▼▼▼

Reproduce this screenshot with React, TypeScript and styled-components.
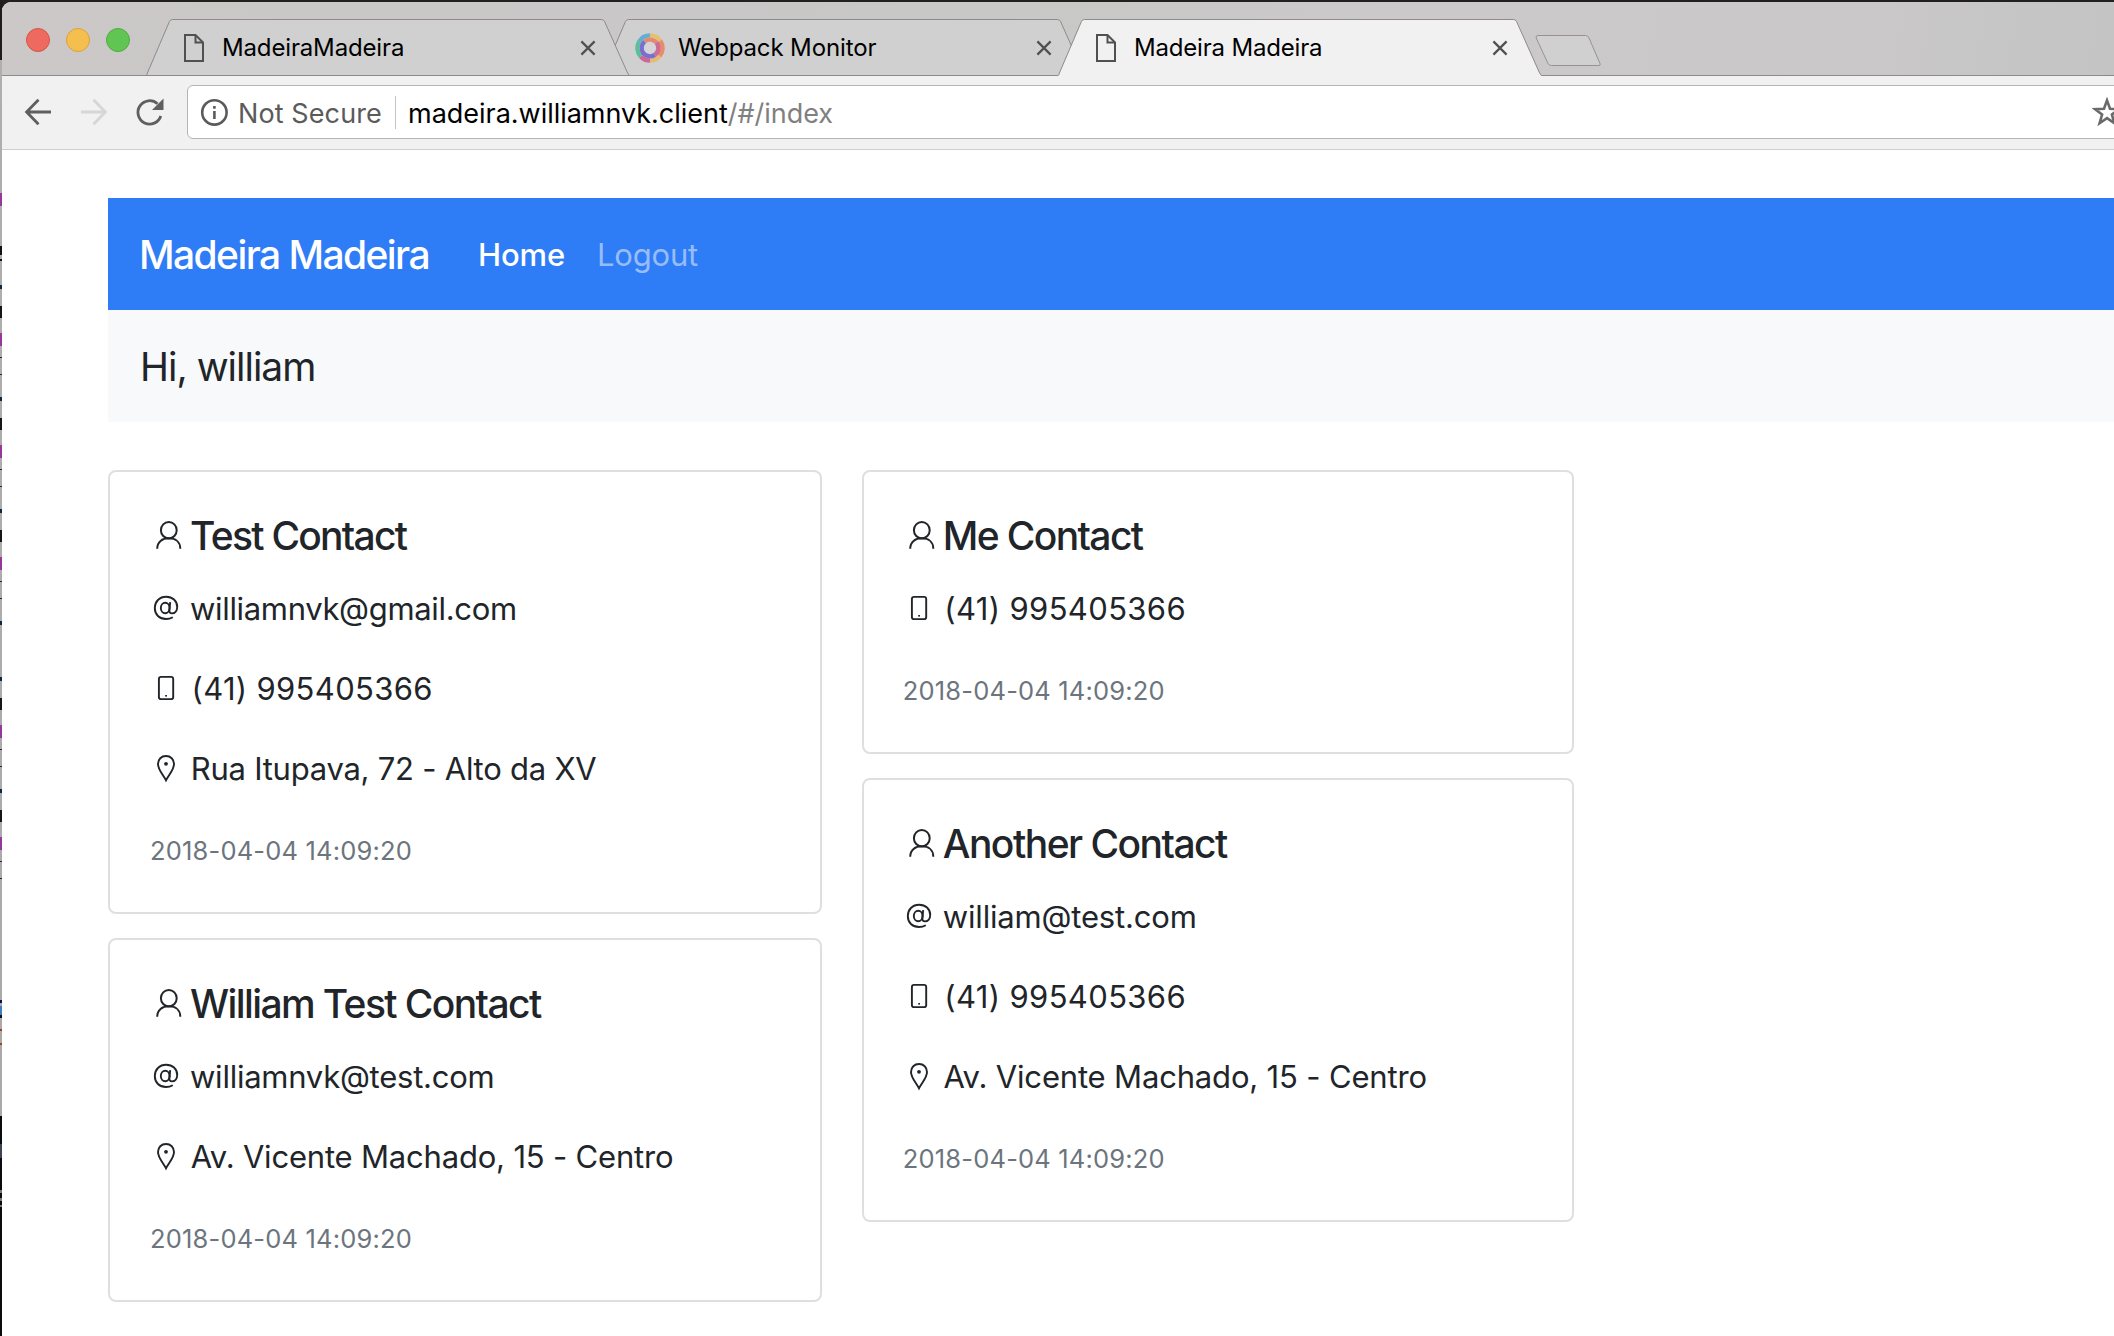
import React from 'react';
import styled, { createGlobalStyle } from 'styled-components';

const GlobalStyle = createGlobalStyle`
  *, *::before, *::after { box-sizing: border-box; }
  html, body { margin: 0; padding: 0; background: #fff; overflow: hidden; }
  body { font-family: Inter, "Liberation Sans", sans-serif; color: #212529; }
  svg { display: block; flex: none; }
  h5, p { margin: 0; }
`;

const Screen = styled.div`
  width: 2114px;
  height: 1336px;
  display: flex;
  flex-direction: column;
  background: #fff;
  overflow: hidden;
`;

const DesktopTop = styled.div`
  height: 2px;
  flex: none;
  background: #231f20;
`;

const Row = styled.div`
  display: flex;
  flex: 1;
  min-height: 0;
  background: linear-gradient(#231f20 20px, #fff 20px);
`;

const DesktopEdge = styled.div`
  position: relative;
  width: 2px;
  flex: none;
  background: linear-gradient(#1d1b1c 58px, #b0afb0 58px, #a9a9a9 1114px, #0b0b0d 1114px);
`;

const Mark = styled.i<{ $y: number; $h: number; $c: string }>`
  position: absolute;
  left: 0;
  width: 2px;
  top: ${(p) => p.$y - 2}px;
  height: ${(p) => p.$h}px;
  background: ${(p) => p.$c};
`;

const Browser = styled.div`
  flex: 1;
  min-width: 0;
  display: flex;
  flex-direction: column;
  background: #fff;
  border-top-left-radius: 9px;
  overflow: hidden;
`;

const TabStrip = styled.div`
  height: 74px;
  flex: none;
  display: flex;
  padding-left: 24px;
  border-bottom: 1px solid #8d898c;
  background: linear-gradient(100deg, #cbc8c7 0%, #c9c7c7 30%, #c8c8c7 45%, #cbc9c9 65%, #cac8c8 88%, #c4c4c4 100%);
`;

const Lights = styled.div`
  display: flex;
  gap: 16px;
  width: 120px;
  padding-top: 26px;
`;

const Light = styled.span<{ $fill: string; $edge: string }>`
  width: 24px;
  height: 24px;
  border-radius: 50%;
  background: ${(p) => p.$fill};
  border: 1px solid ${(p) => p.$edge};
`;

const Tab = styled.div<{ $z: number }>`
  position: relative;
  z-index: ${(p) => p.$z};
  width: 484px;
  height: 57px;
  margin: 17px -28px 0 0;
  flex: none;
  display: flex;
  align-items: center;
  padding: 0 34px 0 37px;
`;

const TabShape = styled.svg`
  position: absolute;
  left: 0;
  top: 0;
`;

const TabIcon = styled.span<{ $wide?: boolean }>`
  position: relative;
  width: ${(p) => (p.$wide ? 44 : 39)}px;
  margin-left: ${(p) => (p.$wide ? -5 : 0)}px;
  display: flex;
`;

const TabTitle = styled.span<{ $ls: number }>`
  position: relative;
  flex: 1;
  font-size: 24px;
  line-height: 30px;
  letter-spacing: ${(p) => p.$ls}px;
  color: #000;
  white-space: nowrap;
`;

const TabClose = styled.svg`
  position: relative;
`;

const NewTab = styled.svg`
  margin: 32px 0 0 21px;
`;

const Toolbar = styled.div`
  height: 74px;
  flex: none;
  display: flex;
  align-items: flex-start;
  padding: 9px 0 0 22px;
  background: #f1f1f1;
  border-bottom: 1px solid #cfcfcf;
`;

const NavIcon = styled.svg<{ $gap?: number }>`
  margin: 11px ${(p) => p.$gap ?? 24}px 0 0;
`;

const Address = styled.div`
  height: 54px;
  flex: 1;
  display: flex;
  align-items: center;
  padding-left: 12px;
  margin-right: -20px;
  border: 1px solid #b4b4b4;
  border-radius: 6px;
  background: #fff;
  font-size: 27px;
  line-height: 34px;
  white-space: nowrap;
`;

const Secure = styled.span`
  margin-left: 10px;
  padding-top: 3px;
  width: 157px;
  color: #5b5b5b;
  letter-spacing: 0.1px;
`;

const Divider = styled.span`
  width: 1px;
  height: 33px;
  background: #c4c4c4;
  margin-right: 12px;
`;

const Url = styled.span`
  flex: 1;
  padding-top: 3px;
  color: #000;
  letter-spacing: -0.02px;
`;

const UrlPath = styled.span`
  color: #808080;
`;

const Star = styled.svg`
  margin-right: 11px;
`;

const Page = styled.main`
  flex: 1;
  padding: 48px 0 0 106px;
`;

const Navbar = styled.nav`
  height: 112px;
  display: flex;
  align-items: center;
  padding-left: 31px;
  background: #2e7cf6;
  color: #fff;
`;

const Brand = styled.span`
  width: 339px;
  font-size: 39px;
  font-weight: 450;
  letter-spacing: -1.58px;
`;

const NavLink = styled.span<{ $active?: boolean; $w: number; $ls: number }>`
  width: ${(p) => p.$w}px;
  font-size: 31px;
  font-weight: ${(p) => (p.$active ? 450 : 400)};
  letter-spacing: ${(p) => p.$ls}px;
  color: ${(p) => (p.$active ? '#fff' : '#96bdfa')};
`;

const Greeting = styled.div`
  height: 112px;
  display: flex;
  align-items: center;
  padding-left: 32px;
  background: #f8f9fb;
  font-size: 39px;
  letter-spacing: -1px;
`;

const Columns = styled.div`
  display: flex;
  align-items: flex-start;
  gap: 39.5px;
  margin-top: 48px;
`;

const Column = styled.div<{ $w: number }>`
  width: ${(p) => p.$w}px;
  display: flex;
  flex-direction: column;
  gap: 24px;
`;

const Card = styled.article<{ $inset: number }>`
  border: 2px solid #dfdfdf;
  border-radius: 8px;
  padding: 40px ${(p) => p.$inset}px;
  display: flex;
  flex-direction: column;
`;

const CardTitle = styled.h5<{ $ls: number }>`
  display: flex;
  align-items: center;
  height: 48px;
  margin-bottom: 24px;
  font-size: 39px;
  font-weight: 550;
  line-height: 48px;
  letter-spacing: ${(p) => p.$ls}px;
  white-space: nowrap;
`;

const CardLine = styled.p`
  display: flex;
  align-items: center;
  height: 48px;
  margin-bottom: 32px;
  font-size: 31px;
  line-height: 48px;
  white-space: nowrap;
`;

const LineText = styled.span<{ $ls: number; $indent: number }>`
  padding: 2px 0 0 ${(p) => p.$indent}px;
  letter-spacing: ${(p) => p.$ls}px;
`;

const CardDate = styled.p`
  height: 48px;
  padding-top: 1px;
  font-size: 31px;
  line-height: 48px;
`;

const Small = styled.small`
  font-size: 25.5px;
  color: #6c757d;
  letter-spacing: 0.18px;
`;

const Glyph = styled.span`
  width: 40px;
  flex: none;
`;

const ink = { fill: 'none', stroke: '#212529' };

const UserIcon = () => (
  <svg width="40" height="40" viewBox="0 0 40 40" {...ink} strokeWidth="2">
    <ellipse cx="18.8" cy="14.2" rx="7.9" ry="8.2" />
    <path d="M7.2 32.700C7.200 25.800 12.300 22.300 18.800 22.300S30.300 25.800 30.300 32.700" />
  </svg>
);

const AtIcon = () => (
  <svg width="40" height="40" viewBox="0 0 40 40" {...ink} strokeWidth="1.9">
    <ellipse cx="15.200" cy="20" rx="4.400" ry="5.200" />
    <path d="M20.200 14.200L19.400 22.200C19.200 24.400 20.200 25.400 22 25.400C25 25.400 27.200 22.600 27.200 19C27.200 12.800 22.400 8.800 16.200 8.800C9.400 8.800 4.800 13.600 4.800 20C4.800 26.600 9.400 31 16 31C18.600 31 20.800 30.400 22.800 29.200" />
  </svg>
);

const PhoneIcon = () => (
  <svg width="40" height="40" viewBox="0 0 40 40" {...ink} strokeWidth="1.900">
    <rect x="8.900" y="8.900" width="14.300" height="22.200" rx="2.200" />
    <rect x="15.200" y="27" width="1.800" height="1.600" fill="#212529" stroke="none" />
  </svg>
);

const PinIcon = () => (
  <svg width="40" height="40" viewBox="0 0 40 40" {...ink} strokeWidth="1.900">
    <path d="M16 32.400C13.400 27.200 8 21.800 8 16C8 11.200 11.400 8 16 8S24 11.200 24 16C24 21.800 18.600 27.200 16 32.400Z" />
    <circle cx="16" cy="15.800" r="1.900" fill="#212529" stroke="none" />
  </svg>
);

const icons = { at: AtIcon, phone: PhoneIcon, pin: PinIcon };

type Line = { icon: keyof typeof icons; text: string; ls: number };
type Contact = { name: string; ls: number; lines: Line[] };

const left: Contact[] = [
  {
    name: 'Test Contact',
    ls: -1.72,
    lines: [
      { icon: 'at', text: 'williamnvk@gmail.com', ls: -0.33 },
      { icon: 'phone', text: '(41) 995405366', ls: 0.33 },
      { icon: 'pin', text: 'Rua Itupava, 72 - Alto da XV', ls: -0.24 },
    ],
  },
  {
    name: 'William Test Contact',
    ls: -1.6,
    lines: [
      { icon: 'at', text: 'williamnvk@test.com', ls: -0.25 },
      { icon: 'pin', text: 'Av. Vicente Machado, 15 - Centro', ls: -0.19 },
    ],
  },
];

const right: Contact[] = [
  { name: 'Me Contact', ls: -1.63, lines: [{ icon: 'phone', text: '(41) 995405366', ls: 0.36 }] },
  {
    name: 'Another Contact',
    ls: -1.52,
    lines: [
      { icon: 'at', text: 'william@test.com', ls: -0.18 },
      { icon: 'phone', text: '(41) 995405366', ls: 0.36 },
      { icon: 'pin', text: 'Av. Vicente Machado, 15 - Centro', ls: -0.17 },
    ],
  },
];

const indents = { at: 0, phone: 1.5, pin: 0.7 };

const ContactCard = ({ contact, inset }: { contact: Contact; inset: number }) => (
  <Card $inset={inset}>
    <CardTitle $ls={contact.ls}>
      <Glyph><UserIcon /></Glyph>
      {contact.name}
    </CardTitle>
    {contact.lines.map((line) => {
      const Icon = icons[line.icon];
      return (
        <CardLine key={line.text}>
          <Glyph><Icon /></Glyph>
          <LineText $ls={line.ls} $indent={indents[line.icon]}>{line.text}</LineText>
        </CardLine>
      );
    })}
    <CardDate><Small>2018-04-04 14:09:20</Small></CardDate>
  </Card>
);

const DocIcon = () => (
  <svg width="22" height="30" viewBox="0 0 22 30" fill="none" stroke="#505050" strokeWidth="2">
    <path d="M2 2H12.500L20 9.500V28H2Z" />
    <path d="M12.500 2V9.500H20" />
  </svg>
);

const arcs: [string, number, number][] = [
  ['#e6c06c', 0, 55], ['#e98b6c', 55, 130], ['#e4bd70', 130, 180],
  ['#cc6796', 180, 228], ['#58c09a', 228, 300], ['#62afd0', 300, 360],
];
const innerArcs: [string, number, number][] = [
  ['#e58a72', 320, 410], ['#cc6d96', 50, 145], ['#7a70cc', 145, 320],
];
const arc = (r: number, a: number, b: number) => {
  const pt = (d: number) => {
    const t = ((d - 90) * Math.PI) / 180;
    return `${(16 + r * Math.cos(t)).toFixed(2)} ${(16 + r * Math.sin(t)).toFixed(2)}`;
  };
  return `M${pt(a)}A${r} ${r} 0 0 1 ${pt(b)}`;
};

const MonitorIcon = () => (
  <svg width="32" height="32" viewBox="0 0 32 32" fill="none" strokeWidth="4.400">
    <circle cx="16" cy="16" r="8" fill="#d6d4da" />
    {arcs.map(([c, a, b]) => <path key={a} d={arc(12.6, a, b)} stroke={c} />)}
    {innerArcs.map(([c, a, b]) => <path key={a} d={arc(8.4, a, b)} stroke={c} />)}
  </svg>
);

type TabProps = { title: string; ls: number; z: number; active?: boolean; wide?: boolean; icon: React.ReactNode };

const BrowserTab = ({ title, ls, z, active, wide, icon }: TabProps) => (
  <Tab $z={z}>
    <TabShape width="484" height="57" viewBox="0 0 484 57">
      <path
        d="M0 57L1.4 54L23.4 2.6Q24.4 .5 26.6 .5H455.4Q457.6 .5 458.6 2.6L481.6 54L483.4 57Z"
        fill={active ? '#f1f1f1' : '#d0d0d0'}
      />
      <path
        d="M.6 56.4L1.4 54L23.4 2.6Q24.4 .5 26.6 .5H455.4Q457.6 .5 458.6 2.6L481.6 54L483.4 56.4"
        fill="none"
        stroke="#8d898c"
      />
      {!active && <path d="M0 56.5H484" stroke="#8d898c" />}
    </TabShape>
    <TabIcon $wide={wide}>{icon}</TabIcon>
    <TabTitle $ls={ls}>{title}</TabTitle>
    <TabClose width="16" height="16" viewBox="0 0 16 16" stroke="#505050" strokeWidth="2.200">
      <path d="M1.400 1.400L14.600 14.600M14.600 1.400L1.400 14.600" />
    </TabClose>
  </Tab>
);

const marks: [number, number, string][] = [
  [193, 13, '#94389a'], [246, 9, '#111'], [259, 2, '#111'], [285, 4, '#10263c'], [306, 12, '#151515'],
  [333, 13, '#94389a'], [357, 1, '#26224a'], [374, 1, '#26224a'], [397, 4, '#10263c'], [418, 12, '#151515'],
  [445, 13, '#94389a'], [469, 1, '#26224a'], [486, 1, '#26224a'], [509, 4, '#10263c'], [530, 12, '#151515'],
  [557, 13, '#94389a'], [581, 1, '#26224a'], [598, 1, '#26224a'], [621, 4, '#10263c'], [677, 4, '#10263c'],
  [698, 12, '#151515'], [725, 13, '#94389a'], [749, 1, '#26224a'], [766, 1, '#26224a'], [789, 4, '#10263c'],
  [810, 12, '#151515'], [837, 13, '#94389a'], [861, 1, '#26224a'], [878, 1, '#26224a'], [1000, 3, '#101040'],
  [1006, 9, '#3d7dc0'], [1015, 3, '#111'], [1029, 2, '#a63c1e'], [1043, 2, '#a63c1e'],
  [1144, 14, '#3c4450'], [1190, 3, '#777'], [1198, 3, '#777'], [1205, 2, '#777'],
];

export default function App() {
  return (
    <Screen>
      <GlobalStyle />
      <DesktopTop />
      <Row>
        <DesktopEdge>
          {marks.map(([y, h, c]) => <Mark key={y} $y={y} $h={h} $c={c} />)}
        </DesktopEdge>
        <Browser>
          <TabStrip>
            <Lights>
              <Light $fill="#ee6a5f" $edge="#d9534a" />
              <Light $fill="#f5bf50" $edge="#dca13a" />
              <Light $fill="#61c554" $edge="#4cad3f" />
            </Lights>
            <BrowserTab title="MadeiraMadeira" ls={-0.15} z={2} icon={<DocIcon />} />
            <BrowserTab title="Webpack Monitor" ls={-0.13} z={1} wide icon={<MonitorIcon />} />
            <BrowserTab title="Madeira Madeira" ls={-0.18} z={3} active icon={<DocIcon />} />
            <NewTab width="66" height="34" viewBox="0 0 66 34">
              <path d="M3 1.500H50.500Q53 1.500 54 4L65 29.500Q65.800 31.500 64 31.500H16.500Q14 31.500 13 29.500L1.200 4Q.500 1.500 3 1.500Z" fill="#d0d0d0" stroke="#969295" />
            </NewTab>
          </TabStrip>
          <Toolbar>
            <NavIcon width="28" height="32" viewBox="0 0 28 32" fill="none" stroke="#5f5f5f" strokeWidth="2.800">
              <path d="M27 16H3M14.500 3.800L2.600 16L14.500 28.200" />
            </NavIcon>
            <NavIcon width="32" height="32" viewBox="0 0 32 32" fill="none" stroke="#d6d6d6" strokeWidth="2.800">
              <path d="M5 16H29M17.500 3.800L29.400 16L17.500 28.200" />
            </NavIcon>
            <NavIcon $gap={21} width="34" height="32" viewBox="0 0 34 32" fill="none" stroke="#5f5f5f" strokeWidth="2.800">
              <path d="M28.800 20A11.700 11.700 0 1 1 25.500 7.700" />
              <path d="M31.500 2.500V14H20Z" fill="#5f5f5f" stroke="none" />
            </NavIcon>
            <Address>
              <svg width="28" height="28" viewBox="0 0 28 28" fill="none" stroke="#5b5b5b" strokeWidth="2.600">
                <circle cx="14.4" cy="14.400" r="12.200" />
                <path d="M14.400 12.900V20.900M14.400 7.900V10.700" />
              </svg>
              <Secure>Not Secure</Secure>
              <Divider />
              <Url>madeira.williamnvk.client<UrlPath>/#/index</UrlPath></Url>
              <Star width="30" height="30" viewBox="0 0 30 30" fill="none" stroke="#6a6a6a" strokeWidth="2.600">
                <path d="M15 3.400L18 11.800L26.900 12.200L19.900 17.500L22.400 26.200L15 21.100L7.600 26.200L10.100 17.500L3.100 12.200L12 11.800Z" />
              </Star>
            </Address>
          </Toolbar>
          <Page>
            <Navbar>
              <Brand>Madeira Madeira</Brand>
              <NavLink $active $w={119} $ls={-0.15}>Home</NavLink>
              <NavLink $w={110} $ls={-0.2}>Logout</NavLink>
            </Navbar>
            <Greeting>Hi, william</Greeting>
            <Columns>
              <Column $w={714}>{left.map((c) => <ContactCard key={c.name} contact={c} inset={40} />)}</Column>
              <Column $w={712.5}>{right.map((c) => <ContactCard key={c.name} contact={c} inset={39.3} />)}</Column>
            </Columns>
          </Page>
        </Browser>
      </Row>
    </Screen>
  );
}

▲▲▲

Extract from the material all lines containing the string "components".

Reproduce this screenshot with React, TypeScript and styled-components.
import styled, { createGlobalStyle } from 'styled-components';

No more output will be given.